Course Biscuits, Dessert
Cuisine British
Keyword Baking, cookies, red velvet, red velvet cookies, traybake, white chocolate
Prep Time 15 minutes
Cook Time 13 minutes
Total Time 28 minutes
Servings 12 cookies

Ingredients

  • 175 g Unsalted Butter Room Temperature
  • 2 tsp Vanilla Extract
  • 1 Egg
  • ½ tsp Red Gel Food Colouring
  • 225 g Plain Flour
  • 25 g Cocoa Powder
  • 1 tsp Bicarbonate of Soda
  • 100 g White Chocolate cut up into chunks
  • 100 g White Chocolate Chips
  • 100 g Caster Sugar
  • 200 g Light Brown Sugar

Drizzle

  • 50 g Cream Cheese
  • 50 g Icing Sugar

Instructions

  • Preheat oven to 190C/170C fan/gas 4. Grease two baking trays with baking parchment.
  • Cream together the butter, sugars and vanilla extract until light and fluffy. Add the egg, red colouring then beat until just combined.
  • Sift the flour, cocoa and bicarbonate of soda into the bowl then beat until combined, then stir through the white chocolate chunks.
  • Place spoonfuls of cookie dough onto the baking trays, allowing room for the cookies to spread.
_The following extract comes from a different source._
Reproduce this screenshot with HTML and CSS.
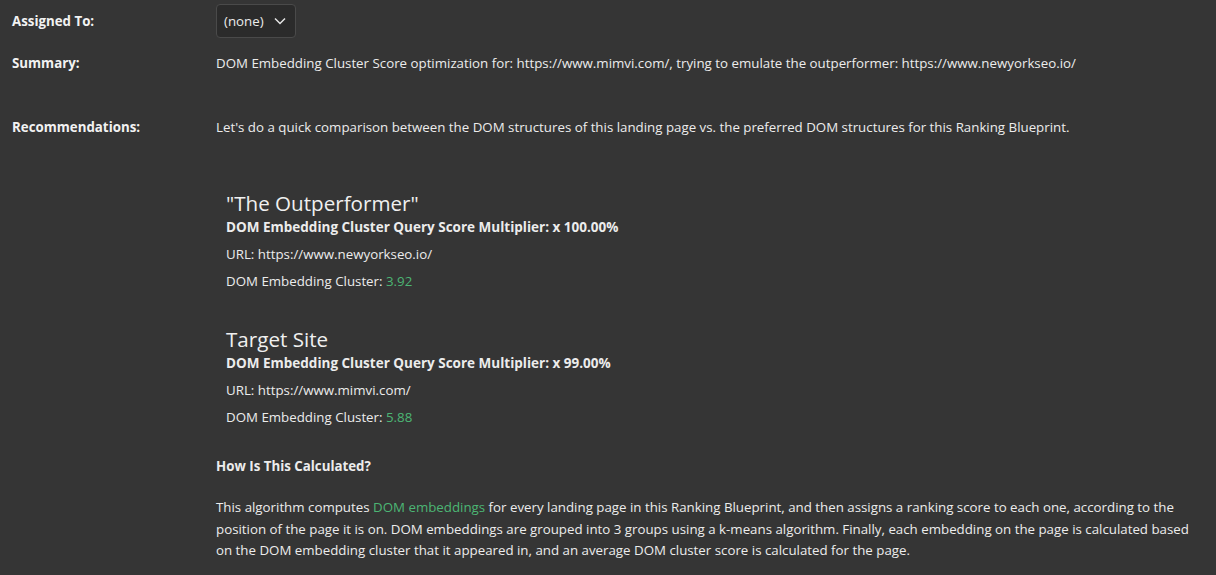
FILE: index.html
```html
<!DOCTYPE html>
<html>
<head>
<meta charset="utf-8">
<link rel="stylesheet" href="styles.css">
</head>
<body>
<div class="page">
  <div class="row row-assigned">
    <div class="label">Assigned To:</div>
    <div class="value">
      <div class="select">
        <span>(none)</span>
        <svg class="chev" width="12" height="8" viewBox="0 0 12 8"><path d="M1 1.5 L6 6.5 L11 1.5" fill="none" stroke="#e6e6e6" stroke-width="1.5"/></svg>
      </div>
    </div>
  </div>
  <div class="row row-summary">
    <div class="label">Summary:</div>
    <div class="value">DOM Embedding Cluster Score optimization for: https://www.mimvi.com/, trying to emulate the outperformer: https://www.newyorkseo.io/</div>
  </div>
  <div class="row row-rec">
    <div class="label">Recommendations:</div>
    <div class="value">
      <p class="intro">Let's do a quick comparison between the DOM structures of this landing page vs. the preferred DOM structures for this Ranking Blueprint.</p>
      <div class="site site-first">
        <h2 class="site-title">"The Outperformer"</h2>
        <div class="mult">DOM Embedding Cluster Query Score Multiplier: x 100.00%</div>
        <div class="line">URL: https://www.newyorkseo.io/</div>
        <div class="line">DOM Embedding Cluster: <span class="green">3.92</span></div>
      </div>
      <div class="site site-second">
        <h2 class="site-title">Target Site</h2>
        <div class="mult">DOM Embedding Cluster Query Score Multiplier: x 99.00%</div>
        <div class="line">URL: https://www.mimvi.com/</div>
        <div class="line">DOM Embedding Cluster: <span class="green">5.88</span></div>
      </div>
      <h3 class="how">How Is This Calculated?</h3>
      <p class="para">This algorithm computes <span class="green">DOM embeddings</span> for every landing page in this Ranking Blueprint, and then assigns a ranking score to each one, according to the position of the page it is on. DOM embeddings are grouped into 3 groups using a k-means algorithm. Finally, each embedding on the page is calculated based on the DOM embedding cluster that it appeared in, and an average DOM cluster score is calculated for the page.</p>
    </div>
  </div>
</div>
</body>
</html>
```

FILE: styles.css
```css
html, body {
  margin: 0;
  padding: 0;
  background: #353535;
}
body {
  font-family: "Open Sans", "Noto Sans", sans-serif;
  font-size: 13.3px;
  color: #ececec;
  line-height: 20px;
}
.page {
  padding: 4px 14px 0 12px;
}
.row {
  display: flex;
  align-items: flex-start;
}
.label {
  width: 204px;
  flex: none;
  font-weight: 700;
  color: #f2f2f2;
}
.value {
  flex: 1;
  min-width: 0;
}
.row-assigned {
  align-items: center;
  height: 34px;
}
.select {
  display: inline-flex;
  align-items: center;
  gap: 10px;
  height: 32px;
  padding: 0 9px 0 7px;
  background: #2b2b2b;
  border: 1px solid #4a4a4a;
  border-radius: 4px;
  box-sizing: content-box;
}
.chev { display: block; }
.row-summary {
  margin-top: 15px;
}
.row-rec {
  margin-top: 44px;
}
.intro {
  margin: 0;
}
.site {
  padding-left: 10px;
}
.site-first { margin-top: 53px; }
.site-second { margin-top: 35px; }
.site-title {
  margin: 0;
  font-size: 20.6px;
  font-weight: 400;
  line-height: 26px;
  color: #f0f0f0;
}
.mult {
  font-weight: 700;
  font-size: 13.5px;
  margin-top: 1px;
}
.line {
  margin-top: 7px;
}
.green {
  color: #4cb574;
}
.how {
  margin: 29px 0 0 0;
  font-size: 13.3px;
  font-weight: 700;
  line-height: 20px;
}
.para {
  margin: 21px 0 0 0;
  line-height: 21.5px;
}
```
Chill in the fridge for about 30 minutes.
  • Bake for about 13 - 15 minutes then remove from the oven and leave the cookies to set on the tray for five minutes before placing on a wire rack to cool.
  • Beat the cream cheese until its a loose consistency then add the icing sugar and beat until its a thick but pipeable consistency.
  • Add the cream cheese frosting to a piping bag and then drizzle it over the cookies once they are cooled.